_AIM OF THE EXERCISE_. Copy out all lines carrying the word "screenshot".
** start SUPPLIED DATA **
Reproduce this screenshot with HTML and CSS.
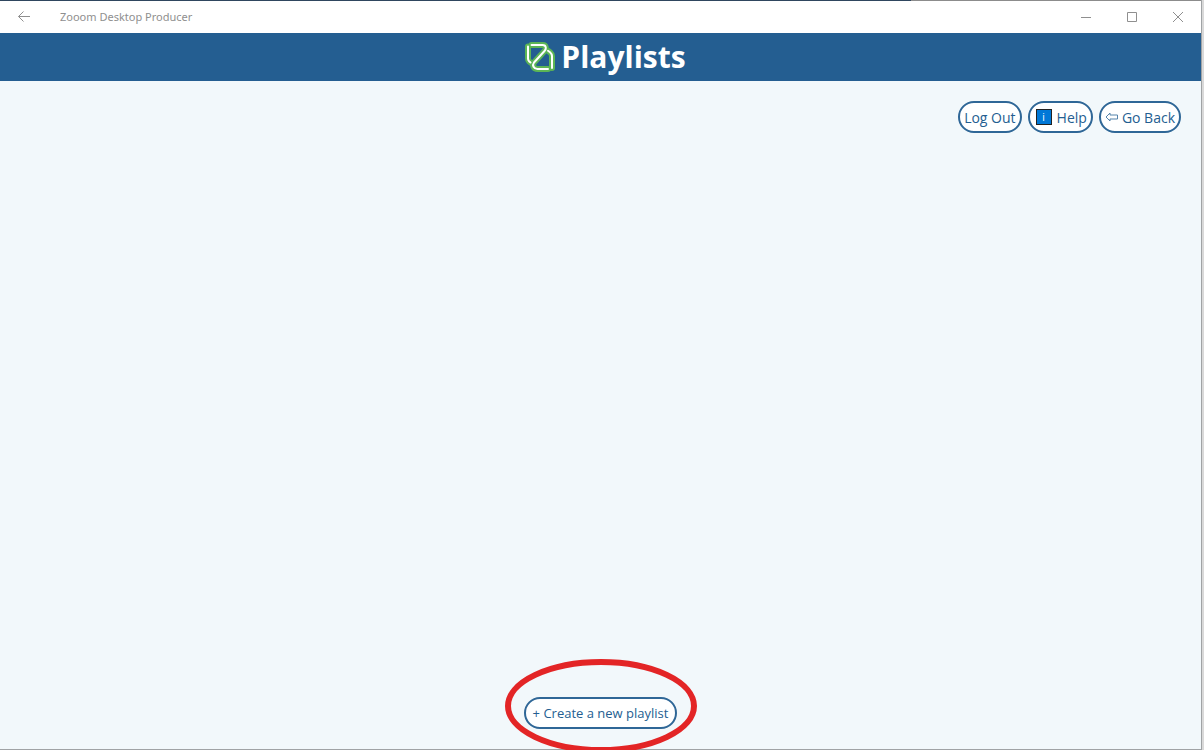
FILE: index.html
```html
<!DOCTYPE html>
<html lang="en">
<head>
<meta charset="utf-8">
<title>Zooom Desktop Producer</title>
<link rel="stylesheet" href="styles.css">
</head>
<body>
<div class="window">
  <div class="titlebar">
    <button class="caption-btn" type="button" aria-label="Back">
      <svg width="14" height="12" viewBox="0 0 14 12"><path d="M14 5.500H2.500M7.500.500l-5 5 5 5"/></svg>
    </button>
    <span class="app-name">Zooom Desktop Producer</span>
    <button class="caption-btn" type="button" aria-label="Minimize">
      <svg width="12" height="12" viewBox="0 0 12 12"><path d="M1 6.500h10"/></svg>
    </button>
    <button class="caption-btn" type="button" aria-label="Maximize">
      <svg width="12" height="12" viewBox="0 0 12 12"><path d="M1.500 1.500h9v9h-9z"/></svg>
    </button>
    <button class="caption-btn" type="button" aria-label="Close">
      <svg width="12" height="12" viewBox="0 0 12 12"><path d="M1 1l10 10M11 1 1 11"/></svg>
    </button>
  </div>
  <header class="header">
    <svg class="logo" width="30" height="30" viewBox="0 0 30 30" aria-hidden="true">
      <defs>
        <g id="mark">
          <path d="M3 4.500V16.500Q3 18 4 19.200L5.500 20.500"/>
          <path d="M6.500 3H17.500Q20.500 3 20.800 5.500 21 7.500 19.500 9L9 20.500Q7.500 22.500 8.500 24.800 9.700 27 12.500 27H23"/>
          <path d="M23 8.800 25 10.200Q27 12 27 14V26"/>
        </g>
      </defs>
      <use class="logo-outline" href="#mark"/>
      <use class="logo-line" href="#mark"/>
    </svg>
    <h1 class="title">Playlists</h1>
  </header>
  <main class="content">
    <nav class="toolbar">
      <button class="pill" type="button">Log Out</button>
      <button class="pill" type="button"><span class="info">i</span>Help</button>
      <button class="pill" type="button">
        <svg class="arrow" width="13" height="10" viewBox="0 0 13 10" aria-hidden="true"><path d="M5 1 1 5l4 4V7h7.500V3H5z"/></svg>Go Back
      </button>
    </nav>
    <div class="create">
      <button class="pill pill-create" type="button">+ Create a new playlist</button>
      <svg class="ring" width="192" height="94" viewBox="0 0 192 94" aria-hidden="true"><ellipse cx="96" cy="47" rx="93" ry="44"/></svg>
    </div>
  </main>
</div>
</body>
</html>
```
FILE: styles.css
```css
* {
  box-sizing: border-box;
}

body {
  margin: 0;
  background: #d9d9d9;
  font-family: "Open Sans", "Noto Sans", sans-serif;
  overflow: hidden;
}

.window {
  display: flex;
  flex-direction: column;
  height: 100vh;
  margin-right: 2px;
  border: solid #a0a3a5;
  border-width: 0 1px 1px 0;
  background: #f2f8fb;
}

.titlebar {
  display: flex;
  align-items: center;
  height: 33px;
  background: linear-gradient(90deg, #2f465f 911px, #8c8c8c 911px) top / 100% 1px no-repeat #fff;
}

.caption-btn {
  display: flex;
  align-items: center;
  justify-content: center;
  width: 46px;
  height: 32px;
  padding: 0;
  border: 0;
  background: none;
}

.caption-btn svg {
  fill: none;
  stroke: #8f8f8f;
}

.app-name {
  flex: 1;
  padding-left: 14px;
  color: #8f8f8f;
  font-family: "Noto Sans", "Open Sans", sans-serif;
  font-size: 11px;
}

.header {
  display: flex;
  align-items: center;
  justify-content: center;
  gap: 6px;
  height: 48px;
  padding-left: 10px;
  background: #245e91;
}

.logo {
  fill: none;
  stroke-linecap: round;
  stroke-linejoin: round;
}

.logo-outline {
  stroke: #5cb555;
  stroke-width: 6;
}

.logo-line {
  stroke: #fff;
  stroke-width: 2;
}

.title {
  margin: 0;
  color: #fff;
  font-size: 30px;
  line-height: 48px;
}

.content {
  flex: 1;
  display: flex;
  flex-direction: column;
  justify-content: space-between;
  padding: 20px;
}

.toolbar {
  display: flex;
  justify-content: flex-end;
  gap: 6px;
}

.pill {
  display: flex;
  align-items: center;
  height: 32px;
  padding: 0 4px;
  border: 2px solid #2f6797;
  border-radius: 16px;
  background: #fff;
  color: #245e91;
  font-family: inherit;
  font-size: 14px;
  white-space: nowrap;
}

.pill-create {
  padding: 0 7px;
  font-size: 13px;
}

.info {
  width: 16px;
  height: 16px;
  margin: 0 5px 0 2px;
  border: 1px solid #222;
  background: #0078d7;
  color: #fff;
  font-size: 10px;
  line-height: 14px;
}

.arrow {
  margin-right: 4px;
  fill: none;
  stroke: #5583ab;
}

.create {
  position: relative;
  align-self: center;
}

.ring {
  position: absolute;
  top: -38px;
  left: 50%;
  transform: translateX(-50%);
  fill: none;
  stroke: #e32526;
  stroke-width: 6;
  pointer-events: none;
}
```
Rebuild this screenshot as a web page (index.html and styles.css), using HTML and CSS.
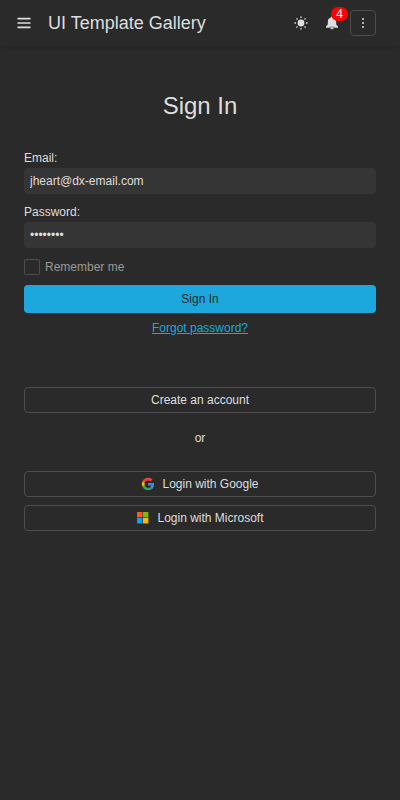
FILE: index.html
```html
<!DOCTYPE html>
<html lang="en">
<head>
<meta charset="utf-8">
<title>UI Template Gallery</title>
<link rel="stylesheet" href="styles.css">
</head>
<body>
<header class="toolbar">
  <button class="icon-button" aria-label="Menu">
    <svg width="18" height="18" viewBox="0 0 18 18"><path d="M2.500 4.600h13M2.500 9h13M2.500 13.400h13" stroke="#dedede" stroke-width="1.600" fill="none"/></svg>
  </button>
  <div class="title">UI Template Gallery</div>
  <div class="actions">
    <button class="icon-button" aria-label="Theme">
      <svg width="18" height="18" viewBox="0 0 18 18"><circle cx="9" cy="9" r="3.400" fill="#dedede"/><path d="M9 2.500v1.500M9 14v1.500M2.500 9h1.500M14 9h1.500M4.400 4.400l1.100 1.100M12.500 12.500l1.100 1.100M4.400 13.600l1.100-1.100M12.500 5.500l1.100-1.100" stroke="#dedede" stroke-width="1.300"/></svg>
    </button>
    <button class="icon-button bell" aria-label="Notifications">
      <svg width="18" height="18" viewBox="0 0 18 18"><path d="M9 2.500c.8 0 1.200.5 1.200 1.100 2 .6 3 2.200 3 4.400v2.500l1.800 2v1.200H3v-1.200l1.800-2V8c0-2.200 1-3.800 3-4.400 0-.6.4-1.100 1.200-1.100z" fill="#dedede"/><path d="M6.700 13.100h4.600a2.300 2.400 0 0 1-4.600 0z" fill="#dedede" stroke="#2a2a2a" stroke-width=".5"/></svg>
      <span class="badge">4</span>
    </button>
    <button class="icon-button outlined" aria-label="More">
      <svg width="18" height="18" viewBox="0 0 18 18"><g fill="#dedede"><circle cx="9" cy="5" r="1"/><circle cx="9" cy="9" r="1"/><circle cx="9" cy="13" r="1"/></g></svg>
    </button>
  </div>
</header>
<main class="content">
  <h1>Sign In</h1>
  <form class="form">
    <label for="email">Email:</label>
    <input id="email" class="field" type="text" value="jheart@dx-email.com">
    <label for="password">Password:</label>
    <input id="password" class="field" type="password" value="password">
    <div class="remember"><span class="checkbox"></span>Remember me</div>
    <button type="button" class="button primary">Sign In</button>
    <a class="forgot" href="#">Forgot password?</a>
    <button type="button" class="button">Create an account</button>
    <div class="or">or</div>
    <button type="button" class="button google">
      <svg width="14" height="14" viewBox="-1 -1 50 50"><path fill="#ea4335" d="M24 11.500c3.500 0 6.700 1.200 9.200 3.600l6.900-6.900C35.900 4.300 30.500 2 24 2 15.400 2 8 6.900 4.300 14.100l8 6.200C14.200 15.200 18.700 11.500 24 11.500z"/><path fill="#4285f4" d="M45.500 24.500c0-1.600-.2-3.100-.4-4.500H24v9h12.100c-.6 2.900-2.200 5.300-4.600 6.900l7.700 6c4.500-4.200 6.300-10.300 6.300-17.400z"/><path fill="#fbbc05" d="M12.300 27.700a13 13 0 0 1 0-7.400l-8-6.200a22 22 0 0 0 0 19.800z"/><path fill="#34a853" d="M24 46c6 0 11-2 15.200-4.100l-7.700-6c-2 1.400-4.500 2.200-7.500 2.200-5.300 0-9.800-4.600-11.700-10.400l-8 6.200C8 41.100 15.400 46 24 46z"/></svg>
      <span>Login with Google</span>
    </button>
    <button type="button" class="button microsoft">
      <svg width="14" height="14" viewBox="0 0 14 14"><path fill="#ff5722" d="M1 1h5.400v5.400H1z"/><path fill="#7fba00" d="M7 1h5.400v5.400H7z"/><path fill="#03a4ef" d="M1 7h5.400v5.400H1z"/><path fill="#ffb900" d="M7 7h5.400v5.400H7z"/></svg>
      <span>Login with Microsoft</span>
    </button>
  </form>
</main>
</body>
</html>
```
FILE: styles.css
```css
* { box-sizing: border-box; }
body {
  margin: 0;
  min-height: 100vh;
  background: #2a2a2a;
  color: #dedede;
  font: 12px/16px "Liberation Sans", Arial, sans-serif;
}
button, input { font: inherit; color: inherit; margin: 0; }
svg { display: block; flex: none; }
.toolbar {
  display: flex;
  align-items: center;
  height: 46px;
  padding: 0 24px 0 11px;
  box-shadow: 0 2px 4px rgba(0, 0, 0, .13);
}
.icon-button {
  position: relative;
  display: flex;
  align-items: center;
  justify-content: center;
  width: 26px;
  height: 26px;
  padding: 0;
  border: 0;
  border-radius: 4px;
  background: none;
}
.outlined { border: 1px solid #4d4d4d; }
.title {
  margin-left: 11px;
  font-size: 18px;
  line-height: 26px;
}
.actions { display: flex; gap: 5px; margin-left: auto; }
.badge {
  position: absolute;
  left: 12px;
  top: -3px;
  width: 17px;
  height: 14px;
  border-radius: 7px;
  background: #f00;
  color: #fff;
  line-height: 14px;
  text-align: center;
}
.content { padding: 46px 24px 0; }
h1 {
  margin: 0 0 30px;
  font-size: 24px;
  font-weight: 400;
  line-height: 28px;
  text-align: center;
}
.form { display: flex; flex-direction: column; }
.form label { height: 18px; }
.field {
  width: 100%;
  height: 26px;
  margin-bottom: 10px;
  padding: 0 6px;
  border: 0;
  border-radius: 4px;
  background: #353535;
  outline: 0;
}
.remember {
  display: flex;
  align-items: center;
  gap: 5px;
  margin: 1px 0 10px;
  color: #999;
}
.checkbox {
  width: 16px;
  height: 16px;
  border: 1px solid #4d4d4d;
  border-radius: 2px;
}
.button {
  display: flex;
  align-items: center;
  justify-content: center;
  height: 26px;
  padding: 0;
  border: 1px solid #4d4d4d;
  border-radius: 4px;
  background: none;
}
.primary {
  height: 28px;
  border: 0;
  background: #1ca8dd;
  color: #2a2a2a;
}
.forgot {
  align-self: center;
  margin: 7px 0 51px;
  color: #1ca8dd;
}
.or { margin: 17px 0 25px; text-align: center; }
.google { gap: 7px; margin-bottom: 8px; }
.microsoft { gap: 7px; }
```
** end SUPPLIED DATA **
_RESPONSE TO THIS EXERCISE_.
Reproduce this screenshot with HTML and CSS.
Rebuild this screenshot as a web page (index.html and styles.css), using HTML and CSS.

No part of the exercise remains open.